Though they trailed 2-0 and 3-1 and couldn’t push the series to seven games, the margin between these two titans was fine. Two of Colorado’s wins came in overtime, and four of the six games were decided by a single goal.

“It’s not like we lost to some powderpuff,” Lightning coach Jon Cooper said Sunday. “That’s a baller hockey team over there. So in saying that, it doesn’t make it less easy, because you have to beat good teams when you win a Stanley Cup. But we just got bettered by one tonight, and we just ran out of gas. And it sucks.”

Here are five numbers that show just how close the final was:

Plus-1

Lightning goal differential in 5-on-5 play

As the postseason progressed, the Lightning’s confidence in their 5-on-5 game grew, and it was a big part of why they went so far. They knew if they could stay out of the penalty box, their even-strength play would speak for itself.

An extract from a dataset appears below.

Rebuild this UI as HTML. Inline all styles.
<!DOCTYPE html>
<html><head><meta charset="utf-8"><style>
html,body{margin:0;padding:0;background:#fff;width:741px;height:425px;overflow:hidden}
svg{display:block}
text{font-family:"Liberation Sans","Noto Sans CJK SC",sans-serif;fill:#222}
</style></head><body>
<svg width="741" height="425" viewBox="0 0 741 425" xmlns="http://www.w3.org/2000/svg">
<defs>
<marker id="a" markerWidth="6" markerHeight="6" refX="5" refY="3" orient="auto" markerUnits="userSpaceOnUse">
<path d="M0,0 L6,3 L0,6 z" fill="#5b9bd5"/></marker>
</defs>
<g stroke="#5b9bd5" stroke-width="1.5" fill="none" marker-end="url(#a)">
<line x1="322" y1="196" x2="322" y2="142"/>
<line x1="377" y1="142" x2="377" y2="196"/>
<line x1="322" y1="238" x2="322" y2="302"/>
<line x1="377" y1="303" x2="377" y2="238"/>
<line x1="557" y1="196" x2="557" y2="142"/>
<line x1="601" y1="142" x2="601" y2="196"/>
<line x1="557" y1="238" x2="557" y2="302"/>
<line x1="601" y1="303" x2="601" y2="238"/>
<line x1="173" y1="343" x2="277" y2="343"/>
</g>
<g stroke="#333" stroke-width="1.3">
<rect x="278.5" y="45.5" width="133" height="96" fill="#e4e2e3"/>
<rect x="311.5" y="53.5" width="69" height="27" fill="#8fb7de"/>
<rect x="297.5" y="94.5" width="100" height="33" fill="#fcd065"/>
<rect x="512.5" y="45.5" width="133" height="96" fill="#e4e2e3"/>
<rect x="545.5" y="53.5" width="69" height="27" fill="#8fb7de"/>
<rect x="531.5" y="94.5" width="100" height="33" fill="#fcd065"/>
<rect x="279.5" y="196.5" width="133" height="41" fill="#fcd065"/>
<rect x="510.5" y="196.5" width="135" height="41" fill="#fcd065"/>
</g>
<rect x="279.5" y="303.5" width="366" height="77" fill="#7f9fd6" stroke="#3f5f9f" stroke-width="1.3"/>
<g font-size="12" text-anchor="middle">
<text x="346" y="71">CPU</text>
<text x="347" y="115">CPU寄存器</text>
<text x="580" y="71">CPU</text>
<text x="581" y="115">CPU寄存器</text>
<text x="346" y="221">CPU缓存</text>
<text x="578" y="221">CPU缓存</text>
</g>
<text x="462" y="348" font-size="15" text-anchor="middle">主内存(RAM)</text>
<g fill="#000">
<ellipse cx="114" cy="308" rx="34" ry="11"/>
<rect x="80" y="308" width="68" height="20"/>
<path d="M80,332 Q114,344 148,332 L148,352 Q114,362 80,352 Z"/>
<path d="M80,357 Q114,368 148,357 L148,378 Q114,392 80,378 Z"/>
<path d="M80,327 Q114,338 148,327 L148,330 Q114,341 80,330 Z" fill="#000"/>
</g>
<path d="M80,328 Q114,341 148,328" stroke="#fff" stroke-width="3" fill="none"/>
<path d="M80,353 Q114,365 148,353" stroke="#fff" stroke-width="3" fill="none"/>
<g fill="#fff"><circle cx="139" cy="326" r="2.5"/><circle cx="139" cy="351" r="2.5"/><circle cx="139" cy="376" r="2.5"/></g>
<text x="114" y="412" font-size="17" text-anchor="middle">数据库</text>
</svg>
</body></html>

Despite having 93 fewer shot attempts at even strength over the course of the final, the Lightning outscored the Avalanche 13-12 in 5-on-5 situations (Colorado had one 4-on-4). Colorado overcame that deficit on special teams, where it had a 6-2 advantage in power-play goals and scored once shorthanded.

0

Even-strength shots on goal by Brayden Point in the series

Who knows how much Point could have helped the Lightning had he been able to play in the final four games. But, given the narrow margin of victory in those games, you’d have to think he would have helped. Point returned to play in the first two games but was a non-factor. He had just one shot on goal, and it was on the power play. Given the way the Lightning were able to play defense after the first two games, any kind of offensive contribution from Point, who had 14 goals in each of the previous two postseasons, could have made a difference.

2.25

Andrei Vasilevskiy’s goals-against average after allowing seven goals in Game 2

It might get forgotten, but Vasilevskiy made a remarkable recovery from the worst playoff performance of his career (seven goals against) in Game 2, allowing just nine over Games 3 through 6. He allowed only two in three of those games while facing an average of nearly 36 shots a game, posting a .937 save percentage during that stretch. Cooper often says that when you allow two goals or fewer, you give yourself a chance to win, and that’s exactly what Vasilevskiy did for his team down the stretch. Take away some of the bad bounces in front of the net — three Colorado goals in the final three games hit off skates or legs before going in — and his numbers would have been even better.

4

Lightning first-intermission leads

Even though an early storyline of the series was the Lightning’s slow starts in the first two games in Denver, they took a lead into the first intermission in each of the final four games, outscoring the Avalanche 5-1 in the first period. The Avalanche didn’t play with many regulation leads over the course of the series’ final four games. When Artturi Lehkonen scored the eventual Cup-clinching goal at 12:28 of the second period in Game 6, it was the Avalanche’s first regulation lead since Landeskog scored the first goal 8:19 into Game 3.

66.7

Percentage of Lightning goals in the series scored by the same five players

In your biggest moments, your best players have to shine, but the Lightning could have benefited from a more balanced scoring load. Ten of the team’s 15 goals in the series were scored by the same five players. A big bulk of that came from the top line of Ondrej Palat, Steven Stamkos and Nikita Kucherov, who combined for six of the Lightning’s goals. Add two apiece from Anthony Cirelli and Nick Paul — as well as three by defensemen — and there weren’t many contributions from the other forwards in the lineup.